Exercise aim: Leave out the pictures and restate the rest of the data exactly.

Data lines:
——

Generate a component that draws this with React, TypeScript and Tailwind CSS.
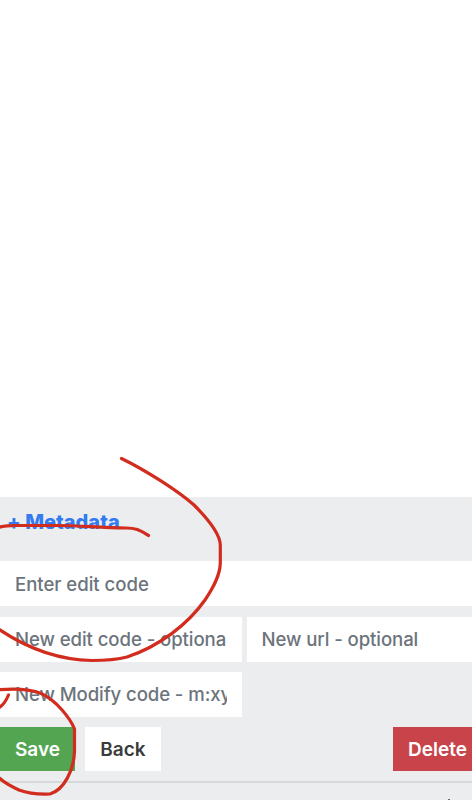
import React from 'react';

const field =
  'block h-[45px] min-w-0 rounded-none bg-white px-[15px] font-[550] text-[18.6px] leading-[45px] text-[#6c747c] placeholder:text-[#6c747c] placeholder:opacity-100 outline-none';

export default function App() {
  return (
    <div className="relative flex h-[800px] w-[472px] flex-col overflow-hidden bg-white font-['Inter','Liberation_Sans',sans-serif]">
      <main className="h-[497px] shrink-0 bg-white" />
      <section className="flex h-[303px] shrink-0 flex-col bg-[#ecedef]">
        <div className="flex h-16 shrink-0 items-start pl-[7px] pt-[11px]">
          <a className="whitespace-nowrap text-[20px] font-extrabold leading-7 tracking-[0.02px] text-[#347bf0]">+ Metadata</a>
        </div>
        <input className={field + ' w-full shrink-0 pt-px tracking-[-0.04px]'} placeholder="Enter edit code" />
        <div className="mt-[11px] flex shrink-0 gap-[5px]">
          <input className={field + ' w-[241.5px] shrink-0 tracking-[-0.08px]'} placeholder="New edit code - optiona" />
          <input className={field + ' flex-1 tracking-[-0.09px]'} placeholder="New url - optional" />
        </div>
        <input className={field + ' mt-[10px] w-[241.5px] shrink-0 tracking-[-0.1px]'} placeholder="New Modify code - m:xyz" />
        <div className="mt-[10px] flex h-[44px] shrink-0 text-[19px] font-semibold">
          <button className="w-[75px] bg-[#53a551] pl-[15px] pt-[2px] text-left text-white">Save</button>
          <button className="ml-[10px] w-[76px] bg-white pt-[2px] text-[#3a3b3c]">Back</button>
          <button className="ml-auto w-[79px] bg-[#c9444a] pl-[15px] pt-[2px] text-left text-white">Delete</button>
        </div>
        <div className="mt-[10px] h-[2px] shrink-0 bg-[#d7d9db]" />
        <div className="mt-[15.5px] ml-[448px] h-[1.5px] w-[1.5px] bg-[#65686b]" />
      </section>
      <svg className="pointer-events-none absolute inset-0" width="472" height="800" viewBox="0 0 472 800" fill="none" stroke="#d12c1e" strokeWidth="3.2" strokeLinecap="round" strokeLinejoin="round">
        <path d="M121.500 458.500C147 471 178 491 194 505C207 518 220 534 220.300 545V563C220 576 213 588 205 600C188 624 160 646 127 657C116 660 108 660.500 92 660.500C62 660 29 650 -3 628" />
        <path d="M-3 528C3 525.500 8 525.500 16 525.500H58C83 525.500 99 528 126 528C137 528 140 530.500 148.500 535.500" />
        <path d="M-3 709C3 706 6 701 8.500 695" />
        <path d="M-3 690C11 688.500 26 688 40 693C57 700 71 720 74.500 729V751C74 770 64 790 50 794C38 794.500 27 793 19 790C10 786 4 783 -3 776" />
      </svg>
    </div>
  );
}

——

Written answer:
Generate a component that draws this with React, TypeScript and Tailwind CSS.
import React from 'react';

const field =
  'block h-[45px] min-w-0 rounded-none bg-white px-[15px] font-[550] text-[18.6px] leading-[45px] text-[#6c747c] placeholder:text-[#6c747c] placeholder:opacity-100 outline-none';

export default function App() {
  return (
    <div className="relative flex h-[800px] w-[472px] flex-col overflow-hidden bg-white font-['Inter','Liberation_Sans',sans-serif]">
      <main className="h-[497px] shrink-0 bg-white" />
      <section className="flex h-[303px] shrink-0 flex-col bg-[#ecedef]">
        <div className="flex h-16 shrink-0 items-start pl-[7px] pt-[11px]">
          <a className="whitespace-nowrap text-[20px] font-extrabold leading-7 tracking-[0.02px] text-[#347bf0]">+ Metadata</a>
        </div>
        <input className={field + ' w-full shrink-0 pt-px tracking-[-0.04px]'} placeholder="Enter edit code" />
        <div className="mt-[11px] flex shrink-0 gap-[5px]">
          <input className={field + ' w-[241.5px] shrink-0 tracking-[-0.08px]'} placeholder="New edit code - optiona" />
          <input className={field + ' flex-1 tracking-[-0.09px]'} placeholder="New url - optional" />
        </div>
        <input className={field + ' mt-[10px] w-[241.5px] shrink-0 tracking-[-0.1px]'} placeholder="New Modify code - m:xyz" />
        <div className="mt-[10px] flex h-[44px] shrink-0 text-[19px] font-semibold">
          <button className="w-[75px] bg-[#53a551] pl-[15px] pt-[2px] text-left text-white">Save</button>
          <button className="ml-[10px] w-[76px] bg-white pt-[2px] text-[#3a3b3c]">Back</button>
          <button className="ml-auto w-[79px] bg-[#c9444a] pl-[15px] pt-[2px] text-left text-white">Delete</button>
        </div>
        <div className="mt-[10px] h-[2px] shrink-0 bg-[#d7d9db]" />
        <div className="mt-[15.5px] ml-[448px] h-[1.5px] w-[1.5px] bg-[#65686b]" />
      </section>
      <svg className="pointer-events-none absolute inset-0" width="472" height="800" viewBox="0 0 472 800" fill="none" stroke="#d12c1e" strokeWidth="3.2" strokeLinecap="round" strokeLinejoin="round">
        <path d="M121.500 458.500C147 471 178 491 194 505C207 518 220 534 220.300 545V563C220 576 213 588 205 600C188 624 160 646 127 657C116 660 108 660.500 92 660.500C62 660 29 650 -3 628" />
        <path d="M-3 528C3 525.500 8 525.500 16 525.500H58C83 525.500 99 528 126 528C137 528 140 530.500 148.500 535.500" />
        <path d="M-3 709C3 706 6 701 8.500 695" />
        <path d="M-3 690C11 688.500 26 688 40 693C57 700 71 720 74.500 729V751C74 770 64 790 50 794C38 794.500 27 793 19 790C10 786 4 783 -3 776" />
      </svg>
    </div>
  );
}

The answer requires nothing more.